By then, Corbett had already started worrying about the fate of the tiger. In the ’40s, the viceroy, Lord Wavell, recorded in his journal that Corbett “...put the present tiger population of India at 3,000 to 4,000...in many parts of India tigers will become almost extinct in the next 10 or 15 years; his chief reason is that Indian politicians are no sportsmen and tigers have no votes.....”

The Man-Eaters of Kumaon was first published exactly 65 years ago—in August 1944. It cost Rs 5 in hardback. An American Book Club choice, it was made into a film by Hollywood’s Universal Studios. Corbett saw the screen version only once, and remarked that the tiger was perhaps the best actor. By the time The Man Eating Leopard of Rudraprayag was published in 1948, the hunter-conservationist had become a wildly successful writer, as well as a prescient advocate of the ecological cause.

Jim Corbett never married, and continued to live with his sister Maggie in his parental home.
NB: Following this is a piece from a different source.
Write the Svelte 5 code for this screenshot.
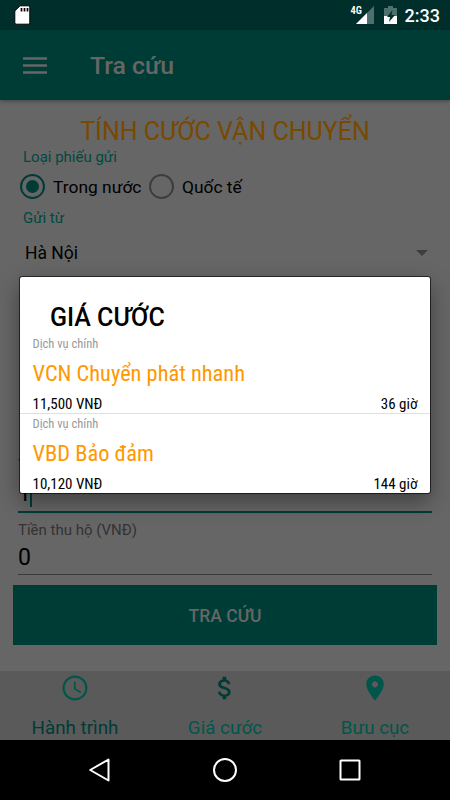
<script lang="ts">
  const tabs = [
    { icon: "history", label: "Hành trình" },
    { icon: "dollar", label: "Giá cước" },
    { icon: "pin", label: "Bưu cục" },
  ];

  const services = [
    { name: "VCN Chuyển phát nhanh", price: "11,500 VNĐ", time: "36 giờ" },
    { name: "VBD Bảo đảm", price: "10,120 VNĐ", time: "144 giờ" },
  ];

  let scope = $state("domestic");
</script>

<div class="screen">
  <div class="status-bar">
    <svg class="sd" width="17" height="20" viewBox="0 0 17 20">
      <path d="M6 .8h8.2q1.6 0 1.6 1.6v15.2q0 1.6-1.6 1.6H2.4Q.8 19.2.8 17.6V6z" fill="#fff" stroke="#000" />
      <path d="M7.500 3v3.500M10.500 3v3.500M13.500 3v3.500" stroke="#000" stroke-width="1.700" />
    </svg>
    <div class="status-right">
      <span class="network">4G</span>
      <svg class="signal" width="18" height="18" viewBox="0 0 18 18">
        <path d="M18 0v18H0z" fill="#4d706d" />
        <path d="M11 7v11H0z" fill="#fff" />
      </svg>
      <svg class="battery" width="13" height="18" viewBox="0 0 13 18">
        <path d="M4 0h5v2h4v8H0V2h4z" fill="#4d706d" />
        <path d="M0 10h13v8H0z" fill="#fff" />
        <path d="M8.500 4 3 11h3l-1 5 6-7H7.500z" fill="#002f2b" />
      </svg>
      <span class="clock">2:33</span>
    </div>
  </div>

  <header class="toolbar">
    <svg width="24" height="17" viewBox="0 0 24 17">
      <path d="M0 1.500h24M0 8.500h24M0 15.500h24" stroke="#666" stroke-width="2.600" />
    </svg>
    <h1>Tra cứu</h1>
  </header>

  <main>
    <h2>TÍNH CƯỚC VẬN CHUYỂN</h2>
    <div class="label">Loại phiếu gửi</div>
    <div class="radios">
      <button class="radio" class:checked={scope === "domestic"} onclick={() => (scope = "domestic")}>
        <span class="ring"></span>Trong nước
      </button>
      <button class="radio" class:checked={scope === "abroad"} onclick={() => (scope = "abroad")}>
        <span class="ring"></span>Quốc tế
      </button>
    </div>
    <div class="label from">Gửi từ</div>
    <div class="select">
      <span>Hà Nội</span>
      <i class="caret"></i>
    </div>

    <div class="field focused">
      <span class="field-label">T</span>
      <div class="value">1<i class="cursor"></i></div>
    </div>
    <div class="field">
      <span class="field-label">Tiền thu hộ (VNĐ)</span>
      <div class="value">0</div>
    </div>
    <button class="submit">TRA CỨU</button>
  </main>

  <nav class="tabs">
    {#each tabs as tab}
      <div class="tab {tab.icon}">
        <svg width="30" height="30" viewBox="0 0 24 24" fill="currentColor">
          {#if tab.icon === "history"}
            <path d="M11.990 2C6.470 2 2 6.480 2 12s4.470 10 9.990 10C17.520 22 22 17.520 22 12S17.520 2 11.990 2zM12 20.200c-4.530 0-8.200-3.670-8.200-8.200S7.470 3.800 12 3.800s8.200 3.670 8.200 8.200-3.670 8.200-8.200 8.200zM12.500 7H11.200v6l5.050 3.150.65-1.130-4.400-2.670z" />
          {:else if tab.icon === "dollar"}
            <path d="M11.800 10.900c-2.270-.59-3-1.200-3-2.150 0-1.090 1.010-1.850 2.700-1.850 1.780 0 2.440.85 2.500 2.100h2.210c-.07-1.720-1.120-3.300-3.210-3.810V3h-3v2.160c-1.940.42-3.500 1.680-3.500 3.610 0 2.310 1.910 3.460 4.700 4.130 2.500.6 3 1.480 3 2.410 0 .69-.49 1.790-2.700 1.790-2.060 0-2.870-.92-2.980-2.100h-2.200c.12 2.190 1.760 3.420 3.680 3.830V21h3v-2.150c1.950-.37 3.500-1.500 3.500-3.550 0-2.840-2.430-3.810-4.700-4.400z" />
          {:else}
            <path d="M12 2C8.130 2 5 5.130 5 9c0 5.250 7 13 7 13s7-7.750 7-13c0-3.870-3.130-7-7-7zm0 9.500c-1.380 0-2.500-1.120-2.500-2.500s1.120-2.500 2.500-2.500 2.500 1.120 2.500 2.500-1.120 2.500-2.500 2.500z" />
          {/if}
        </svg>
        <span>{tab.label}</span>
      </div>
    {/each}
  </nav>

  <div class="system-nav">
    <svg width="26" height="26" viewBox="0 0 26 26"><path d="M21.500 2.500v21L3.200 13z" /></svg>
    <svg width="26" height="26" viewBox="0 0 26 26"><circle cx="13" cy="13" r="11" /></svg>
    <svg width="26" height="26" viewBox="0 0 26 26"><rect x="3.500" y="3.500" width="19" height="19" rx=".5" /></svg>
  </div>

  <div class="dialog" role="dialog">
    <h3>GIÁ CƯỚC</h3>
    {#each services as service}
      <div class="service">
        <div class="kind">Dịch vụ chính</div>
        <div class="name">{service.name}</div>
        <div class="meta">
          <span>{service.price}</span>
          <span>{service.time}</span>
        </div>
      </div>
    {/each}
  </div>
</div>

<style>
  :global(body) {
    margin: 0;
  }

  .screen {
    position: relative;
    width: 450px;
    height: 800px;
    display: flex;
    flex-direction: column;
    overflow: hidden;
    background: #666;
    color: #000;
    font-family: Roboto, sans-serif;
  }

  h1,
  h2,
  h3 {
    margin: 0;
  }

  button {
    padding: 0;
    border: 0;
    background: none;
    color: inherit;
    font-family: inherit;
  }

  .status-bar {
    height: 30px;
    flex: none;
    box-sizing: border-box;
    padding: 0 10px 0 14px;
    display: flex;
    align-items: center;
    justify-content: space-between;
    background: #002f2b;
    color: #fff;
  }

  .status-right {
    height: 30px;
    display: flex;
    align-items: center;
  }

  .network {
    width: 5px;
    height: 20px;
    font-size: 10.5px;
    font-weight: 600;
    font-stretch: 85%;
    line-height: 11px;
    z-index: 1;
  }

  .battery {
    margin: 0 8px 0 10px;
  }

  .clock {
    font-size: 18px;
    font-weight: 500;
    line-height: 30px;
    padding-top: 1px;
  }

  .toolbar {
    height: 70px;
    flex: none;
    box-sizing: border-box;
    padding: 0 23px;
    display: flex;
    align-items: center;
    gap: 43px;
    background: #003c36;
    color: #666;
    box-shadow: 0 1px 4px rgba(0, 0, 0, 0.35);
  }

  .toolbar h1 {
    font-size: 24.8px;
    font-weight: 500;
    line-height: 70px;
    padding-top: 2px;
  }

  main {
    height: 571px;
    flex: none;
    box-sizing: border-box;
    padding: 15px 13px 0;
    display: flex;
    flex-direction: column;
  }

  h2 {
    font-size: 25px;
    font-weight: 400;
    line-height: 33px;
    text-align: center;
    color: #7a4900;
  }

  .label {
    margin-left: 10px;
    font-size: 15px;
    line-height: 18px;
    color: #00493f;
  }

  .radios {
    height: 41px;
    padding-left: 7px;
    display: flex;
    align-items: center;
    gap: 7.5px;
  }

  .radio {
    display: flex;
    align-items: center;
    gap: 8px;
    font-size: 17.4px;
  }

  .ring {
    width: 25px;
    height: 25px;
    box-sizing: border-box;
    border: 2.5px solid #3d3d3d;
    border-radius: 50%;
    display: grid;
    place-items: center;
  }

  .checked .ring {
    border-color: #003c36;
  }

  .checked .ring::after {
    content: "";
    width: 13px;
    height: 13px;
    border-radius: 50%;
    background: #003c36;
  }

  .from {
    padding-top: 2px;
  }

  .select {
    height: 51px;
    padding: 0 9px 0 12px;
    display: flex;
    align-items: center;
    justify-content: space-between;
    font-size: 17.5px;
  }

  .caret {
    border: 6px solid transparent;
    border-top-color: #3d3d3d;
    border-bottom: 0;
  }

  .field {
    height: 55px;
    margin: 0 5px;
    box-sizing: border-box;
    border-bottom: 1px solid #3a3a3a;
  }

  .field-label {
    display: block;
    padding-top: 1px;
    font-size: 15px;
    line-height: 18px;
    color: #333;
  }

  .value {
    display: flex;
    align-items: center;
    font-size: 23px;
    line-height: 38px;
  }

  .focused {
    height: 58px;
    margin-top: 177px;
    margin-bottom: 7px;
    border-bottom: 2px solid #003c36;
  }

  .focused .field-label {
    color: #003c36;
  }

  .focused .value {
    padding-top: 2px;
    line-height: 36px;
  }

  .cursor {
    width: 2px;
    height: 26px;
    margin-left: -1px;
    background: #003c36;
  }

  .submit {
    height: 60px;
    margin-top: 10px;
    padding-top: 1px;
    background: #003c36;
    color: #666;
    font-size: 17.5px;
    font-weight: 500;
  }

  .tabs {
    height: 69px;
    flex: none;
    display: grid;
    grid-template-columns: repeat(3, 1fr);
    background: #5a5a5a;
    color: #00564b;
  }

  .tab {
    padding-top: 2px;
    display: flex;
    flex-direction: column;
    align-items: center;
    font-size: 18.8px;
  }

  .tab span {
    line-height: 22px;
    margin-top: 14px;
  }

  .history span,
  .dollar svg {
    color: #003c36;
  }

  .system-nav {
    height: 60px;
    flex: none;
    display: flex;
    align-items: center;
    justify-content: center;
    gap: 99px;
    background: #000;
  }

  .system-nav svg {
    fill: none;
    stroke: #fff;
    stroke-width: 2;
    stroke-linejoin: round;
  }

  /* floats over the dimmed form */
  .dialog {
    position: absolute;
    top: 277px;
    left: 20px;
    width: 410px;
    height: 216px;
    overflow: hidden;
    border-radius: 2px;
    background: #fff;
    box-shadow: 0 0 0 1px rgba(0, 0, 0, 0.6), 0 8px 22px rgba(0, 0, 0, 0.4);
  }

  h3 {
    padding: 24px 30px 0;
    font-size: 25px;
    font-weight: 500;
    line-height: 33px;
  }

  .service {
    height: 79px;
    padding: 0 12.5px;
    border-bottom: 1.5px solid #e0e0e0;
    font-stretch: 75%;
  }

  .kind {
    padding-top: 1px;
    font-size: 12.5px;
    line-height: 18px;
    color: #999;
  }

  .name {
    font-size: 22.4px;
    line-height: 40px;
    color: #ff9800;
  }

  .meta {
    display: flex;
    justify-content: space-between;
    padding-top: 1px;
    font-size: 15px;
    line-height: 20px;
  }
</style>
When they moved to Kenya, she wanted to replicate Gurney House there. Our hostess Nilanjana Dalmia’s grandfather bought the house from Corbett in 1947. In a letter that Corbett wrote to a local advocate, read out during the birthday reading, there was a reminder of his abiding suspicion of the post-colonial world. “There are about 1,20,000 Indians in Kenya...the richest, happiest Indians in any part of the world. Their day and night prayer is that agitators will not come here to set the government against them, as was done with the Indians in South Africa.”

The colonial paradox lies in the blurring of lines and the crossover of stereotypes. Corbett loved his birthplace and saved many human lives while risking his own in pursuit of man-eaters. Kumaonis are known for their loyalty, reciprocating affection without prejudice. That is why figures like ‘Carpet Saheb’ and ‘Ramji Saheb’ (Lord Ramsay, the legendary 19th century commissioner of Kumaon) remain a part of the living mythology of these hills.

Because he is remembered as a tiger hunter and conservator, it’s often forgotten that Jim Corbett was an exceedingly fine writer. His clear prose had empathy and compassion for both human and animal life. The descriptions of forests and wildlife were written with experiential knowledge and lucid lyricism. That’s why his books have endured, and continue to enthral new readers.

The very word ‘Corbett’ is now an adjective for the buzzing tourism and adventure sports industry in Uttarakhand. Hotels, tour groups, forest camps use it with abandon, even as the memory of a mild-mannered man who could lure tigers from the wild and engage in (almost) honourable single combat with them remains a part of the enduring legacy of the region.